> _Information supplied_
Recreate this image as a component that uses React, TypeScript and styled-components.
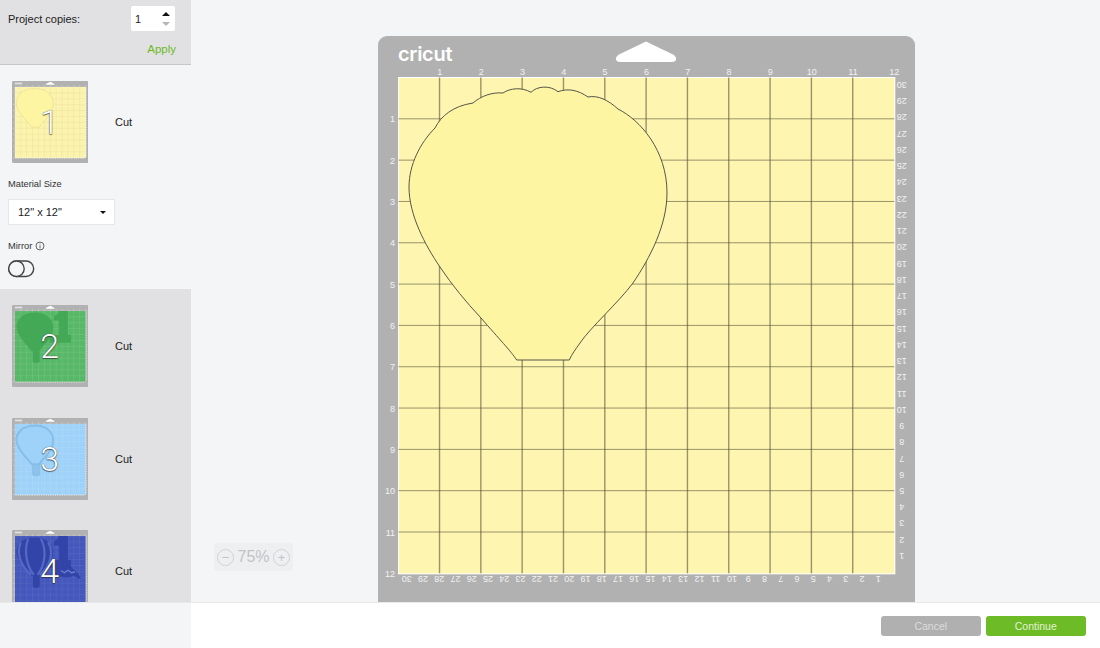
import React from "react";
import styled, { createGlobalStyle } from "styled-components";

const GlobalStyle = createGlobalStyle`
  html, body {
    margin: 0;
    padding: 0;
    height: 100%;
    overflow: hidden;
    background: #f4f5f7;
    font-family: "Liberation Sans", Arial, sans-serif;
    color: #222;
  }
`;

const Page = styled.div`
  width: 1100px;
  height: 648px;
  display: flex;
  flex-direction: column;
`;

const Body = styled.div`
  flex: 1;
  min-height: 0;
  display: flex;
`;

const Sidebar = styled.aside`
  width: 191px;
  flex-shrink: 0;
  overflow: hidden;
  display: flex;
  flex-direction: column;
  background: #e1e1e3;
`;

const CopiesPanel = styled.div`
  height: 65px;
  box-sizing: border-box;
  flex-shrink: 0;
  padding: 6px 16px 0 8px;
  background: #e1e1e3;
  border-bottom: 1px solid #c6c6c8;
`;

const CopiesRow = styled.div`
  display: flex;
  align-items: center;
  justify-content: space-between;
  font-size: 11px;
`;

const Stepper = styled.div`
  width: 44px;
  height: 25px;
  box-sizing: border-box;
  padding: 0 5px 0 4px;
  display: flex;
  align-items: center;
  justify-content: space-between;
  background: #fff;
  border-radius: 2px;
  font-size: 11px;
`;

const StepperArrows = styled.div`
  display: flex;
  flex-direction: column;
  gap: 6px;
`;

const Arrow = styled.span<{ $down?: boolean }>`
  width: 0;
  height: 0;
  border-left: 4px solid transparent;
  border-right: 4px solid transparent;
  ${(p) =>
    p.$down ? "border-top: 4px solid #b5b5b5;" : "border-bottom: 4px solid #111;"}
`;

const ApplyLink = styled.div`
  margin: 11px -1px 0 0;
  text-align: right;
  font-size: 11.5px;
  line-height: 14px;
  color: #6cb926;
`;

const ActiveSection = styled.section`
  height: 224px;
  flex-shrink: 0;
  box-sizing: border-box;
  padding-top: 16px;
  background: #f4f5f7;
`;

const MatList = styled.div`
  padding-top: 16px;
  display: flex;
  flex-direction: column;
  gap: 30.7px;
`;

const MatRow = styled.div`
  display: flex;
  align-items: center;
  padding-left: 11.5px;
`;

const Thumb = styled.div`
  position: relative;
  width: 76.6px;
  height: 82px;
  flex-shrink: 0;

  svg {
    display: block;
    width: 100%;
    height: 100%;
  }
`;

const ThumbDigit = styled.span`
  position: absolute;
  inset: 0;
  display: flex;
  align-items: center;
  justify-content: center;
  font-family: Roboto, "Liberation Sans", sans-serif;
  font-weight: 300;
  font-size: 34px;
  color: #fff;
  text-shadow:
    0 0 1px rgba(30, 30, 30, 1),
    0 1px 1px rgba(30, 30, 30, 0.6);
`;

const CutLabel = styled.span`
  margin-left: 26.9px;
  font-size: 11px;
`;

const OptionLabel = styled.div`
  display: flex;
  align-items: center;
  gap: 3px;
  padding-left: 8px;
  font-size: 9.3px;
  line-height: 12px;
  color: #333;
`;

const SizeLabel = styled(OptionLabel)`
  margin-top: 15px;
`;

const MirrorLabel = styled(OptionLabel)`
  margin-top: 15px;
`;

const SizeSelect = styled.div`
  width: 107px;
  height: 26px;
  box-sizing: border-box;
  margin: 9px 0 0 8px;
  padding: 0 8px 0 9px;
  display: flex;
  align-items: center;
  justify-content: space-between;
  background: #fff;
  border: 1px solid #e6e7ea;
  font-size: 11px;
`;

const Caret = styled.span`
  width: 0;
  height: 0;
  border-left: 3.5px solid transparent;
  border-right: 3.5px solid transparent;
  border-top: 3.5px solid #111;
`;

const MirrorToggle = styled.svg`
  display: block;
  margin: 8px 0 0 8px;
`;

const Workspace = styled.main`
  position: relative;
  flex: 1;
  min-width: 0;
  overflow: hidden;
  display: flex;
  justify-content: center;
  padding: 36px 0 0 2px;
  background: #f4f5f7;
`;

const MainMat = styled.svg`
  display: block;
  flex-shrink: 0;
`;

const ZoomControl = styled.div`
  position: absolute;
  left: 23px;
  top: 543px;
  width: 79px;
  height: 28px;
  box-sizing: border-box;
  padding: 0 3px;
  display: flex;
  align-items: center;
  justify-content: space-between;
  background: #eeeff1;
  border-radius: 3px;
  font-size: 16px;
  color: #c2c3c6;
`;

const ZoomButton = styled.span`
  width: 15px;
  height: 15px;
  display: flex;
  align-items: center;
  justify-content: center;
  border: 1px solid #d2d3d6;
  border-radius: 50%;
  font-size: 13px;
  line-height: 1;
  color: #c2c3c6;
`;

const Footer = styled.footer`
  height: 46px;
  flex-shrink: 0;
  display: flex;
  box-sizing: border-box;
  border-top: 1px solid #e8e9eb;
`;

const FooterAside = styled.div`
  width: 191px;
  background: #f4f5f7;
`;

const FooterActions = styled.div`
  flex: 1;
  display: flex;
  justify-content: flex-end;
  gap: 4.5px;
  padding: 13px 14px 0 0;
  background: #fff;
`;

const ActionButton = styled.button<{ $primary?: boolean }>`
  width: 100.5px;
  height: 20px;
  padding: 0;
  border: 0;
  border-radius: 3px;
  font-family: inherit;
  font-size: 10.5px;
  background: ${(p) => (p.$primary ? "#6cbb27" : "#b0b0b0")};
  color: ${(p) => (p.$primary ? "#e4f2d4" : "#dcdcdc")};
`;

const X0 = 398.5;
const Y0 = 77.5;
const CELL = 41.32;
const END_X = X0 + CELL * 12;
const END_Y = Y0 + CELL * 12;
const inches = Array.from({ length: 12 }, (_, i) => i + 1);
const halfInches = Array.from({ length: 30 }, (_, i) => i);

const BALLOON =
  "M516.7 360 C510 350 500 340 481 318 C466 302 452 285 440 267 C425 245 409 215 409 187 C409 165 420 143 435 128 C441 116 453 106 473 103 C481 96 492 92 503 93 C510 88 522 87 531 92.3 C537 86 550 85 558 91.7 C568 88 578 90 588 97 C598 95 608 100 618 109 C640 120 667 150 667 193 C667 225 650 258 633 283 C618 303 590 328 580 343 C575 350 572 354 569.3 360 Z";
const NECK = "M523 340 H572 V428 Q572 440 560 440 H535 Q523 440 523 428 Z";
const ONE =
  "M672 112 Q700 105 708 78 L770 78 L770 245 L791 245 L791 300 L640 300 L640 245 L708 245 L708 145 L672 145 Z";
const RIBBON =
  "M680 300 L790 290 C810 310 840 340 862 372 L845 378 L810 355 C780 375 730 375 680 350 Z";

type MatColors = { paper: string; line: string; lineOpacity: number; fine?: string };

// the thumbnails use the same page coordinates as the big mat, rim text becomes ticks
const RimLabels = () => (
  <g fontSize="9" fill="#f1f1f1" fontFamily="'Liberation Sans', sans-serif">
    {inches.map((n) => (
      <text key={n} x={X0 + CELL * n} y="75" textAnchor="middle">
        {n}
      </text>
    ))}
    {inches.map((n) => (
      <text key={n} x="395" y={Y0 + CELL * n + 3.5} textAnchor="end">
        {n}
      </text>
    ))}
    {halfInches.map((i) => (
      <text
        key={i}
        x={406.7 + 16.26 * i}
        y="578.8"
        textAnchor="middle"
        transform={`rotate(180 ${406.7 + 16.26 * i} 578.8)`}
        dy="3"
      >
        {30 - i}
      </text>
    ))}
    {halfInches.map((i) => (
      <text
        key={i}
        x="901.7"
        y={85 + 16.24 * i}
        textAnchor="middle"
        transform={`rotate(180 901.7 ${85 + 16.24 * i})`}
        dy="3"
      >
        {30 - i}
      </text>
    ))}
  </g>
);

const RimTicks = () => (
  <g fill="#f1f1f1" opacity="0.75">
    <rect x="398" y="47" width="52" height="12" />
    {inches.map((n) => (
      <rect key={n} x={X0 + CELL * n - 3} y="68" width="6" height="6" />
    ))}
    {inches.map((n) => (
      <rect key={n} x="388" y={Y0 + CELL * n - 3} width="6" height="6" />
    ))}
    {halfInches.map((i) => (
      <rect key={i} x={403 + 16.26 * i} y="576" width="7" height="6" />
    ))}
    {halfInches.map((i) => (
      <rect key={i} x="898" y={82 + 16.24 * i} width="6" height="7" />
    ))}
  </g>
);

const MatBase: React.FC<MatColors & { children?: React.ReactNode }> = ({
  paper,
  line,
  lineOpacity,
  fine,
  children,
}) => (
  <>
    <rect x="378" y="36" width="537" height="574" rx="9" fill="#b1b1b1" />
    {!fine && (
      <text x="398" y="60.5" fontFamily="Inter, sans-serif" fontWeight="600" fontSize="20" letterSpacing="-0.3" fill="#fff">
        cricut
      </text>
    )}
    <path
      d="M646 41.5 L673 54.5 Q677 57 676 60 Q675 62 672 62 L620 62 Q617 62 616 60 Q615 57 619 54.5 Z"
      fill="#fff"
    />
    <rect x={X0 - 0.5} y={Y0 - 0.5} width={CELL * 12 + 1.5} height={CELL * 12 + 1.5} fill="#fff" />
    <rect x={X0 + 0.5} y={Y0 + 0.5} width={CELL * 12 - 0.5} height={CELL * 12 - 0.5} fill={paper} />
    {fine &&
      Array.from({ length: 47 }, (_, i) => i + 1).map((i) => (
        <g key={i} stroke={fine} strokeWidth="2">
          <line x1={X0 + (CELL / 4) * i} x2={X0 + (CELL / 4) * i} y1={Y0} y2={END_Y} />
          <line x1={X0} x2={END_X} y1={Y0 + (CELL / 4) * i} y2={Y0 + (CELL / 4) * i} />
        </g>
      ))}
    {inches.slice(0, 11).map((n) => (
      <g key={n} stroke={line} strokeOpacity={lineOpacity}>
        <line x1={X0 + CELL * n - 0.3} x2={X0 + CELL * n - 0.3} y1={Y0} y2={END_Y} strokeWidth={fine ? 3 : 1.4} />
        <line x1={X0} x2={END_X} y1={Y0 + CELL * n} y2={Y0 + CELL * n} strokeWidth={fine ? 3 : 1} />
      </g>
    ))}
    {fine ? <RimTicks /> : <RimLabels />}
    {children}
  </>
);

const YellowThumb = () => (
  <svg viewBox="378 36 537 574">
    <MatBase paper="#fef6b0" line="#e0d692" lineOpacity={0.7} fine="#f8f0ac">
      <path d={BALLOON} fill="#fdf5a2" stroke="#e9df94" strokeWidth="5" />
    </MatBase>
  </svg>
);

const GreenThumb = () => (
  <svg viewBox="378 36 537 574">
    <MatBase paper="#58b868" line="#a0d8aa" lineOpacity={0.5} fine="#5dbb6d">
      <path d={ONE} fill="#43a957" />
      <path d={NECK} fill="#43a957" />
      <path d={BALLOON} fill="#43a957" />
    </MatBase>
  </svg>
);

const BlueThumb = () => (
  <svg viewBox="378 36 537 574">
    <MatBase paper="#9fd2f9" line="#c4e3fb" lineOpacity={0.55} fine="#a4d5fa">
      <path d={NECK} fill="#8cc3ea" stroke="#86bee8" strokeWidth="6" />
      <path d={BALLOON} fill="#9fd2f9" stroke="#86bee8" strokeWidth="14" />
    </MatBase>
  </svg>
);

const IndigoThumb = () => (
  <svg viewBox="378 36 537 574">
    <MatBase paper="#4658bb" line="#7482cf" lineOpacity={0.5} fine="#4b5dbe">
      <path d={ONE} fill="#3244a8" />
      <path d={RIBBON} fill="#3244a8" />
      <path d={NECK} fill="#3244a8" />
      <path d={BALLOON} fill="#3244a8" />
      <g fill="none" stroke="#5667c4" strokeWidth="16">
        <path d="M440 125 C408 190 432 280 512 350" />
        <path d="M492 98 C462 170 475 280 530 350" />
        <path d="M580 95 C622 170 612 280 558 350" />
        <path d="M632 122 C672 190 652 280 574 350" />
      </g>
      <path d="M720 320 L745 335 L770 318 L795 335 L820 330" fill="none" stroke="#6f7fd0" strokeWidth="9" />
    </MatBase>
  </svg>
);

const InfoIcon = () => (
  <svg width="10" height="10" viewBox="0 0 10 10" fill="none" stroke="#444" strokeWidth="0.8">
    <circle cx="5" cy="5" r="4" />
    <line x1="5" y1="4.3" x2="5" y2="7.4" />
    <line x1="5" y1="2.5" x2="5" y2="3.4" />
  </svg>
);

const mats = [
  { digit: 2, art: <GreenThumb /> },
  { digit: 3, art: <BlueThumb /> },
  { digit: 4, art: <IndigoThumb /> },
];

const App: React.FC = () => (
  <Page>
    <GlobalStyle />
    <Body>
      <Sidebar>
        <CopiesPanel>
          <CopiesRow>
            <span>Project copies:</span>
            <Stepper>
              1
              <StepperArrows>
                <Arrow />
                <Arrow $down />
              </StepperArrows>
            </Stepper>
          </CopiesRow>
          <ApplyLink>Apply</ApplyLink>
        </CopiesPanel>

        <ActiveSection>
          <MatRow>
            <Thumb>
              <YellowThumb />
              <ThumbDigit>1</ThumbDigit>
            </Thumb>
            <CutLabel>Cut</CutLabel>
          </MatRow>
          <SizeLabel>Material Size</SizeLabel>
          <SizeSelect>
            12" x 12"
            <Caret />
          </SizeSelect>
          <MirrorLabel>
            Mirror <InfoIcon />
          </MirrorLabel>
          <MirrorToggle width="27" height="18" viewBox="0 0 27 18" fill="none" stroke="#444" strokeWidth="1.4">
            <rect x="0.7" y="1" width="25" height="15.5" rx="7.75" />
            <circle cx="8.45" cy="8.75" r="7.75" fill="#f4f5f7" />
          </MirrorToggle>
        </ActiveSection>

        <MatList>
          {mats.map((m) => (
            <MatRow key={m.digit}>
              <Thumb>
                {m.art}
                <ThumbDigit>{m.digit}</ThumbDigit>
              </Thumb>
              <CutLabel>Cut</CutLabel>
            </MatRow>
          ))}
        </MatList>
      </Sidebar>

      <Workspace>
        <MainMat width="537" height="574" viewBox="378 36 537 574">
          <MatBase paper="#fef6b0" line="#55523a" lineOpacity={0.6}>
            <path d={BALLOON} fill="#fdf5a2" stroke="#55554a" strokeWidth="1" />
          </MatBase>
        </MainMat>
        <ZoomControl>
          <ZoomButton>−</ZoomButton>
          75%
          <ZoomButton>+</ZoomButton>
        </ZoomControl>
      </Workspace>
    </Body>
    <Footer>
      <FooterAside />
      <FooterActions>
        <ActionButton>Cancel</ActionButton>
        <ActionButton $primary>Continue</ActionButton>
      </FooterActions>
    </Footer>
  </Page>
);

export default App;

> _Written exercise_
Return every line above in which the string "React" occurs.

> _Solution_
Recreate this image as a component that uses React, TypeScript and styled-components.
import React from "react";
const MatBase: React.FC<MatColors & { children?: React.ReactNode }> = ({
const App: React.FC = () => (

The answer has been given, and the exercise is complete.